Не могу же я рассказать ей, что ухожу за километр в «предбанник» и там лежу в одиночестве, глядя в небо, вспоминая ребят, вообще думая черт знает о чем. Или подаюсь на хутор Грушевый к семидесятилетнему Сагайдачному вести длинные разговоры и слушать рассказы о вещах малопонятных и далеких… Нет, об этом я не могу рассказывать даже бабке. Достаточно на хуторе одного дурачка Гната, пыльным мешком пришибленного. Поэтому при упоминании о гладких телках я делаю хитрое и многозначительное лицо, что заставляет бабку задавать все новые вопросы, причем в довольно острой форме.

Наконец я допиваю молоко, и бабка забирает кухоль.

— Спасибо, неню, — говорю я.

Это непереводимое «неню» в наших краях означает очень многое, вбирает в себя все понятия в диапазоне от «мамочки» до «нянечки». Слово действует на бабку безотказно. Это своего рода пароль, известный лишь двум сообщникам. Бабка, и без того сморщенная, как узбекский кишмиш, который всем выписывающимся из госпиталя выдавали сухпайком по графе «сахар», вся закутанная в невероятно рваные платки и кацавейку, вдруг улыбается, сморщивая свое личико до степени просто-таки невероятной. Она обнажает желтые зубы, «отдельно расположенные», как сказал бы Дубов, поясняя ориентиры перед выходом на задание. Глаза превращаются в две вишневые косточки, да и те тонут в сетке морщин. Ну и бабка! Соседки-старушки, желая сделать приятное, частенько говорят, что я очень на нее похож. Не может быть!

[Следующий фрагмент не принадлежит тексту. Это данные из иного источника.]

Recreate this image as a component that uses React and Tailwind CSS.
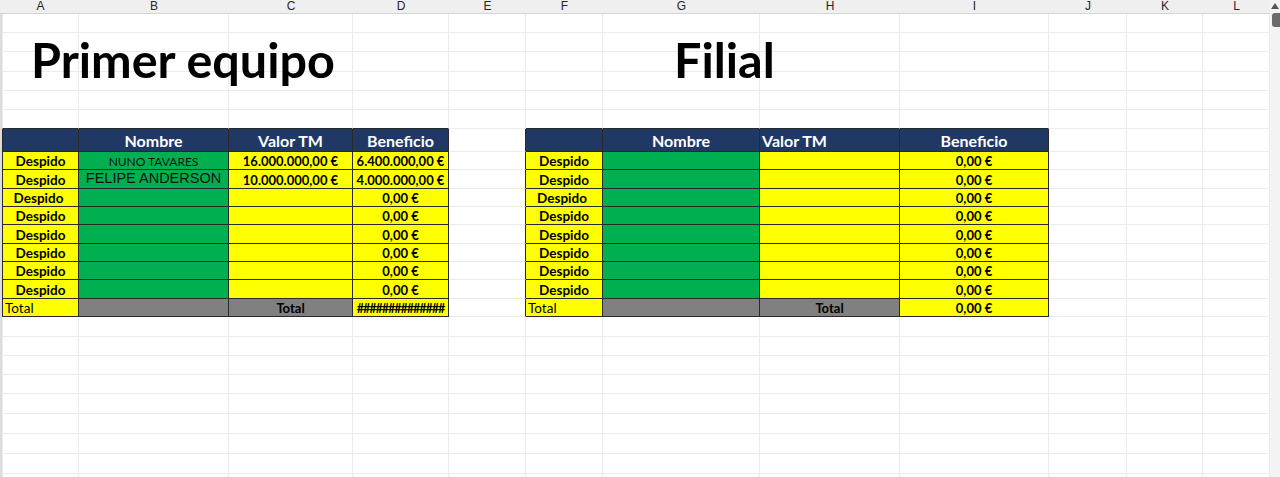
import React from "react";

const COLS = [
  { k: "A", w: 77 },
  { k: "B", w: 150 },
  { k: "C", w: 124 },
  { k: "D", w: 96 },
  { k: "E", w: 77 },
  { k: "F", w: 77 },
  { k: "G", w: 157 },
  { k: "H", w: 140 },
  { k: "I", w: 149 },
  { k: "J", w: 78 },
  { k: "K", w: 76 },
  { k: "L", w: 67 },
];

const calibri = { fontFamily: "Lato, 'Open Sans', sans-serif" };

// the two blocks live in A-D and F-I
const T1 = [0, 1, 2, 3];
const T2 = [5, 6, 7, 8];
const inTable = (i) => T1.includes(i) || T2.includes(i);

const TOP_ROWS = [19, 19, 20, 19, 19, 19];
const DATA_ROWS = [18, 19, 18, 18, 19, 18, 18, 19];
const BOTTOM_ROWS = [20, 19, 19, 19, 20, 20, 20, 20, 10];

const Cell = ({ i, h, tableRow, aboveTable, cell }) => {
  const dark = tableRow && inTable(i);
  const rDark = dark || (tableRow && i === 4);
  const bDark = dark || (aboveTable && inTable(i));
  const lDark = tableRow && i === 0;

  let cls = "flex shrink-0 overflow-hidden whitespace-nowrap border-r border-b ";
  cls += rDark ? "border-r-[#2a2a2a] " : "border-r-[#ebebeb] ";
  cls += bDark ? "border-b-[#2a2a2a] " : "border-b-[#ebebeb] ";
  if (i === 0) cls += lDark ? "border-l border-l-[#2a2a2a] " : "border-l border-l-[#ebebeb] ";
  if (cell) cls += cell.cls || "";

  return (
    <div className={cls} style={{ width: COLS[i].w, height: h }}>
      {cell && cell.text}
    </div>
  );
};

const Row = ({ h, cells = {}, tableRow, aboveTable }) => (
  <div className="flex">
    {COLS.map((c, i) => (
      <Cell key={c.k} i={i} h={h} tableRow={tableRow} aboveTable={aboveTable} cell={cells[i]} />
    ))}
  </div>
);

const yellow = "bg-[#ffff00] ";
const green = "bg-[#00b050] ";
const gray = "bg-[#808080] ";
const navy = "bg-[#203864] ";

const despido = (shift) => ({
  text: "Despido",
  cls: yellow + "items-end justify-center leading-[15px] text-[13.5px] font-bold text-black " + (shift ? "pr-[4px]" : ""),
});
const money = (v) => ({
  text: v,
  cls: yellow + "items-end justify-center leading-[15px] text-[13px] font-bold text-black",
});
const empty = (bg) => ({ text: null, cls: bg });
const head = navy + "items-end pb-[1px] leading-[18px] text-[16px] font-bold text-white ";

function App() {
  const headerCells = {
    0: empty(navy),
    1: { text: "Nombre", cls: head + "justify-center" },
    2: { text: "Valor TM", cls: head + "justify-center" },
    3: { text: "Beneficio", cls: head + "justify-center" },
    5: empty(navy),
    6: { text: "Nombre", cls: head + "justify-center" },
    7: { text: "Valor TM", cls: head + "justify-start pl-[2px]" },
    8: { text: "Beneficio", cls: head + "justify-center" },
  };

  const names = [
    { text: "NUNO TAVARES", cls: green + "items-end justify-center leading-[15px] text-[12px] text-[#111]" },
    {
      text: <span style={{ fontFamily: "'Liberation Sans', Arial, sans-serif" }}>FELIPE ANDERSON</span>,
      cls: green + "items-end justify-center pb-[1px] leading-[17px] text-[14.5px] text-[#111]",
    },
  ];
  const valor = ["16.000.000,00 €", "10.000.000,00 €"];
  const benef = ["6.400.000,00 €", "4.000.000,00 €"];

  const dataRows = DATA_ROWS.map((h, r) => ({
    h,
    cells: {
      0: despido(r === 2),
      1: names[r] || empty(green),
      2: valor[r] ? money(valor[r]) : empty(yellow),
      3: money(benef[r] || "0,00 €"),
      5: despido(r === 2),
      6: empty(green),
      7: empty(yellow),
      8: money("0,00 €"),
    },
  }));

  const totalCells = {
    0: { text: "Total", cls: yellow + "items-end pl-[2px] leading-[15px] text-[13.5px] text-black" },
    1: empty(gray),
    2: { text: "Total", cls: gray + "items-end justify-center leading-[15px] text-[13px] font-bold text-black" },
    3: { text: "##############", cls: yellow + "items-end justify-center leading-[15px] text-[12.5px] font-bold text-black tracking-[-1px]" },
    5: { text: "Total", cls: yellow + "items-end pl-[2px] leading-[15px] text-[13.5px] text-black" },
    6: empty(gray),
    7: { text: "Total", cls: gray + "items-end justify-center leading-[15px] text-[13px] font-bold text-black" },
    8: money("0,00 €"),
  };

  return (
    <div className="flex w-[1280px] h-[477px] overflow-hidden bg-white" style={calibri}>
      <div className="w-[1270px] flex flex-col">
        {/* column letters */}
        <div className="flex h-[14px] shrink-0 bg-[#efefef] border-b border-[#d4d4d4]">
          <div className="w-[2px] shrink-0" />
          {COLS.map((c) => (
            <div
              key={c.k}
              className="shrink-0 flex justify-center items-start text-[12px] leading-[13px] text-[#262626]"
              style={{ width: c.w, fontFamily: "'Liberation Sans', Arial, sans-serif" }}
            >
              {c.k}
            </div>
          ))}
        </div>

        <div className="flex flex-1">
          <div className="w-[2px] shrink-0 bg-[#dcdcdc]" />
          <div className="flex flex-col">
            <div className="relative">
              {TOP_ROWS.map((h, r) => (
                <Row key={r} h={h} aboveTable={r === TOP_ROWS.length - 1} />
              ))}
              <div className="absolute left-[29px] top-[21px] text-[48.5px] leading-none font-bold text-black whitespace-nowrap">
                Primer equipo
              </div>
              <div className="absolute left-[672px] top-[21px] text-[48.5px] leading-none font-bold text-black whitespace-nowrap">
                Filial
              </div>
            </div>

            <Row h={23} tableRow cells={headerCells} />
            {dataRows.map((row, r) => (
              <Row key={r} h={row.h} tableRow cells={row.cells} />
            ))}
            <Row h={18} tableRow cells={totalCells} />

            {BOTTOM_ROWS.map((h, r) => (
              <Row key={r} h={h} />
            ))}
          </div>
        </div>
      </div>

      {/* vertical scrollbar */}
      <div className="w-[10px] shrink-0 flex flex-col items-end bg-[#f3f3f3]">
        <div className="mt-[3px] mr-[1px] w-0 h-0 border-l-[4px] border-r-[4px] border-b-[6px] border-l-transparent border-r-transparent border-b-[#555]" />
        <div className="mt-[4px] w-[8px] h-[14px] rounded-l-[3px] bg-[#6b6b6b]" />
      </div>
    </div>
  );
}

export default App;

— У, черт подстреленный! — говорит бабка.

Зрелище это — улыбка бабки Серафимы — длится недолго. Думаю, что вообще оно никому в селе не известно, кроме меня, единственного внука. Выпив молока и сняв сапоги, но не раздеваясь, словно бы в согласии с уставом гарнизонной и караульной службы, падаю на постель, застеленную грубым цветастым рядном.